=== THE TASK ===
Extract all lines in the data that contain the word "size".

=== DATA SEGMENT ===

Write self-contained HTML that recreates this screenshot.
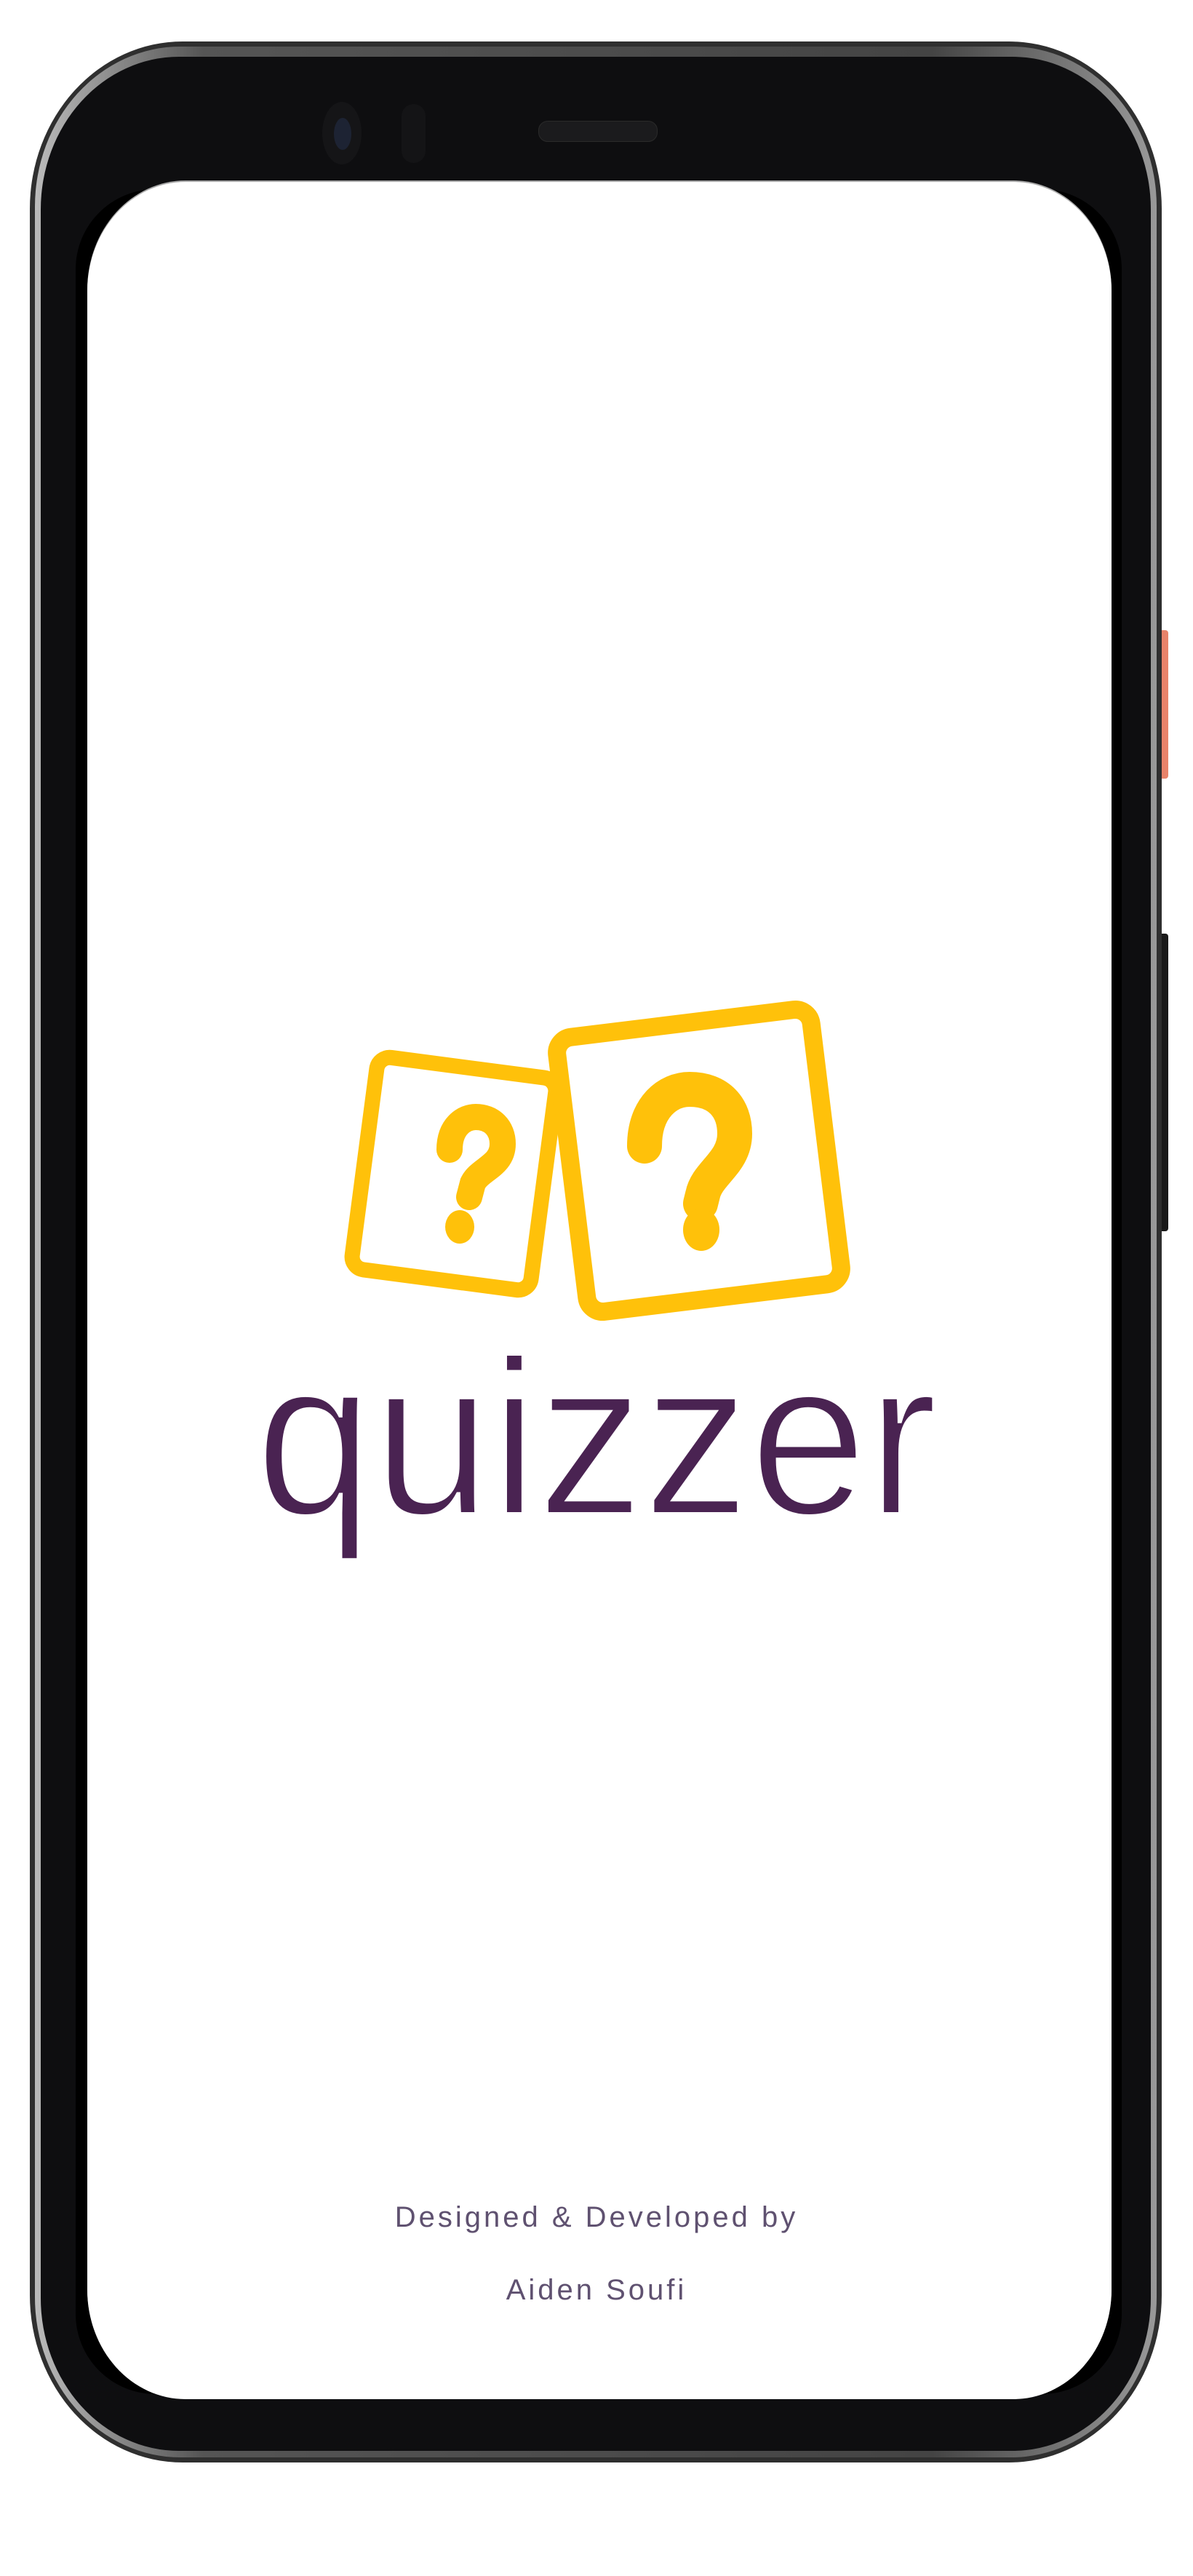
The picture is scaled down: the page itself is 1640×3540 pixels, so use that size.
<!DOCTYPE html>
<html><head><meta charset="utf-8"><style>
html,body{margin:0;padding:0;background:#fff;}
body{width:1640px;height:3540px;position:relative;overflow:hidden;font-family:"Liberation Sans",sans-serif;}
.a{position:absolute;}
</style></head><body>
<!-- side buttons -->
<div class="a" style="left:1588px;top:866px;width:18px;height:204px;background:#e8836a;border-radius:0 4px 4px 0;"></div>
<div class="a" style="left:1588px;top:1283px;width:18px;height:409px;background:#1a1a1a;border-radius:0 4px 4px 0;"></div>
<!-- phone body -->
<div class="a" style="left:41px;top:57px;width:1556px;height:3327px;background:#2f2f2f;border-radius:210px/230px;"></div>
<div class="a" style="left:48px;top:64px;width:1542px;height:3313px;background:linear-gradient(90deg,#bbb,#555 15%,#444 80%,#999);border-radius:200px/220px;"></div>
<div class="a" style="left:56px;top:78px;width:1526px;height:3290px;background:#0e0e10;border-radius:190px/210px;"></div>
<!-- screen -->
<div class="a" style="left:104px;top:260px;width:1438px;height:3030px;background:#000;border-radius:110px;"></div>
<div class="a" style="left:120px;top:250px;width:1408px;height:3047px;background:#fff;border-radius:135px/150px;box-shadow:0 -2px 0 #aaa;"></div>
<!-- camera -->
<div class="a" style="left:443px;top:140px;width:54px;height:86px;background:#151517;border-radius:50%;"></div>
<div class="a" style="left:459px;top:162px;width:24px;height:44px;background:#1d2333;border-radius:50%;"></div>
<div class="a" style="left:552px;top:143px;width:33px;height:81px;background:#141416;border-radius:17px;"></div>
<div class="a" style="left:740px;top:166px;width:162px;height:27px;background:#1b1b1d;border-radius:13px;border:1px solid #2a2a2a;"></div>
<!-- logo -->
<svg class="a" style="left:0;top:0" width="1640" height="3540" viewBox="0 0 1640 3540">
 <g transform="translate(624 1613) rotate(7.5)">
  <rect x="-124" y="-147" width="248" height="294" rx="18" fill="#fff" stroke="#FFC10A" stroke-width="21"/>
 </g>
 <g transform="translate(961 1595) rotate(-7)">
  <rect x="-176" y="-190" width="352" height="380" rx="22" fill="#fff" stroke="#FFC10A" stroke-width="25"/>
 </g>
 <path d="M618 1580 C618 1548 638 1535 654 1535 C676 1535 691 1550 691 1572 C691 1602 660 1606 650 1626 L645 1645" fill="none" stroke="#FFC10A" stroke-width="36" stroke-linecap="round"/>
 <ellipse cx="632" cy="1686" rx="20" ry="23" fill="#FFC10A"/>
 <path d="M886 1575 C886 1522 918 1497 948 1497 C988 1497 1010 1522 1010 1558 C1010 1598 972 1612 966 1642 L963 1654" fill="none" stroke="#FFC10A" stroke-width="48" stroke-linecap="round"/>
 <ellipse cx="964" cy="1690" rx="25" ry="29" fill="#FFC10A"/>
 <text x="820" y="2081" text-anchor="middle" textLength="938" lengthAdjust="spacingAndGlyphs" font-family="Liberation Sans" font-size="305" fill="#4a2352" stroke="#fff" stroke-width="6">quizzer</text>
</svg>
<div class="a" style="left:0;width:1640px;top:3025px;text-align:center;font-size:40px;letter-spacing:4px;color:#5f5170;">Designed &amp; Developed by</div>
<div class="a" style="left:0;width:1640px;top:3125px;text-align:center;font-size:40px;letter-spacing:4px;color:#5f5170;">Aiden Soufi</div>
</body></html>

=== SOLUTION ===
The picture is scaled down: the page itself is 1640×3540 pixels, so use that size.
 <text x="820" y="2081" text-anchor="middle" textLength="938" lengthAdjust="spacingAndGlyphs" font-family="Liberation Sans" font-size="305" fill="#4a2352" stroke="#fff" stroke-width="6">quizzer</text>
<div class="a" style="left:0;width:1640px;top:3025px;text-align:center;font-size:40px;letter-spacing:4px;color:#5f5170;">Designed &amp; Developed by</div>
<div class="a" style="left:0;width:1640px;top:3125px;text-align:center;font-size:40px;letter-spacing:4px;color:#5f5170;">Aiden Soufi</div>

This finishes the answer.